Don’t Buy the Environmental Hype Against Crude Oil Exports

Allies of our nation’s environmentalist movement are not about to let facts get in the way of swaying public opinion in their efforts to garner support for its overreaching agenda.  Case in point: a recent column by the Center for American Progress (CAP) attacking efforts to lift the ban on U.S. crude oil exports. The attack, an example of political chess more than credible analysis, serves as a reminder to Americans to check the facts before forming an opinion on policy dictating America’s energy future at home and abroad.

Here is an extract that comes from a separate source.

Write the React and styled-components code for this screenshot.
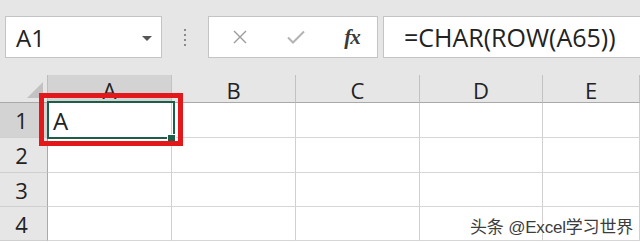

In a move all-too-common in the environment movement, CAP attempts to garner support of its argument through scare tactics aimed squarely at consumers, concluding crude oil exports lack, “precise, independent, and credible estimates of the market and production effects.”  The issue with this conclusion is that it fails to acknowledge analysis from our own U.S. government agencies and expert opinion leaders in the field. Policy briefs by the Government Accountability Office (GAO) and the Congressional Budget Office (CBO) have concluded that allowing U.S. exports of crude oil would generate increased supply to the global community, resulting in significantly less pressure on market prices and ultimately better economics for consumers.

CAP also argues that future drilling activity from oil exports will result in lost land mass the size of Delaware. If readers examine this claim more closely, they will see CAP cites land data from 2000 to 2012.  Significant advancements in drilling techniques that increased efficiency and environmental disruption, such as drilling multiple wells from a single well site, only gained traction in 2008 during our country’s shale boom.  In fact, even the U.S. National Park Service and environmental group EarthWorks praised increased protocols like horizontal drilling for its spatial efficiencies.

And where would environmentalists be without their favorite carbon pollution argument?  In its analysis, CAP concludes increased production of domestic barrels of crude oil would increase carbon pollution annually by more than 515 million metric tons.  The logic around this claim is more than questionable.  Their argument implies that U.S. exports of crude oil come on top of already-existing global supply.  CAP fails to realize that most crude oil shipped from the U.S. would replace existing sources from international suppliers, for instance Iranian crude stocks should the proposed nuclear agreement be implemented.  And even worse, it confuses a nutrient with a pollutant.

This reality was even echoed by Senator Mark Warner (D-VA) who stated, “I candidly believe that American hydrocarbons are both extracted in a cleaner, more efficient way than Venezuela, then Russian… I believe you’re talking here about substitution, not increasing, carbon footprint.”

Finally, CAP’s column claims that the economic benefits of changing our U.S. crude oil policy are “neither well-documented nor well-understood.”  CAP blatantly ignores the multiple macroeconomic studies –from the Brookings Institution to the Aspen Institute to IHS – released over the last year that clearly laid out those economic benefits.  These include an analysis conducted by ICF International and EnSys Energy earlier this year confirming that lifting the ban would generate nearly $70 billion in domestic investments regarding energy production, exploration and development.  Not to mention increasing the current U.S. gross domestic product (GDP) by $20 billion as soon as 2020, with an additional 300,000 American jobs.

So lifting the antiquated ban on crude oil exports will bring about increased GDP, increased investment and increased employment.  I’ll admit, I fail to see how that isn’t “well-understood.”

The facts are clear: demand for oil will continue to rise internationally and domestically. We need to  bear in mind these realities and support energy policy that positions America as a successful global energy producer and  competitor.  Failure to do so and succumbing to environmental hype carries consequences we cannot afford.